The 1884 Grand Opera House was the site of performances by Will Rogers, the Gish sisters and Sarah Bernhardt. It was one of the few stages in the country large enough to accommodate the elaborate sets and machinery required for the production of Ben Hur.

Aside from Sidney Lanier, who had a natural talent to play any musical instrument, other famous musicians from Macon include Little Richard, James Brown, Otis Redding and the Allman Brothers. Music is the centerpiece of the Southern Jubilee each fall and the Cherry Blossom Festival in the spring.

As dusk falls, visitors might want to take a carriage tour with Col. Joseph Bond (aka Keith Stringfellow) for a different perspective of the plantation era of Macon. The colonel, as he will tell you, made the largest cotton crop of any planter in the state in 1858, about $100,000 worth.

But that's another story. Whether you're riding with the colonel at the reins or Lanier at the wheel, it's like being driven back in time in Macon.

Carolyn Thornton is a writer living in Hattiesburg, Miss.


Macon is located off Interstate 75 about 1{ hours southeast of Atlanta.

In addition to the major motel chains, bed and breakfast accommodations include:

1842 Inn, 353 College St., Macon 31201, (912) 741-1842. Twenty-two graciously decorated rooms are housed in the main Greek Revival mansion and a Victorian cottage moved to the site and connected by a courtyard. $70-$90.

Victorian Village Inn, 1841 Hardeman Ave., Macon 31201, (912) 743-3333. Has 26 rooms located in three Victorian houses, the oldest of which was built in 1847. Doubles $65-$125.

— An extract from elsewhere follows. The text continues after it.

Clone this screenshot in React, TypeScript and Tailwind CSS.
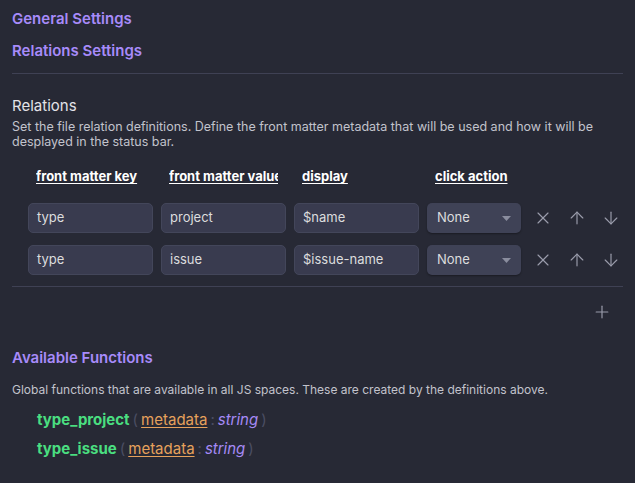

Sidney's Old South Tours book quickly, so arrive early. Tours begin from Terminal Station downtown, daily except Sunday, 10 a.m. and 2 p.m. No tours Thanksgiving, Christmas, New Year's Day, July 4th or Labor Day. Adults $8, children $4.

Colonel Bond's Carriage Tours start at the Green Jacket Restaurant at 7 p.m., daily except Sunday; also by appointment. $10 per person.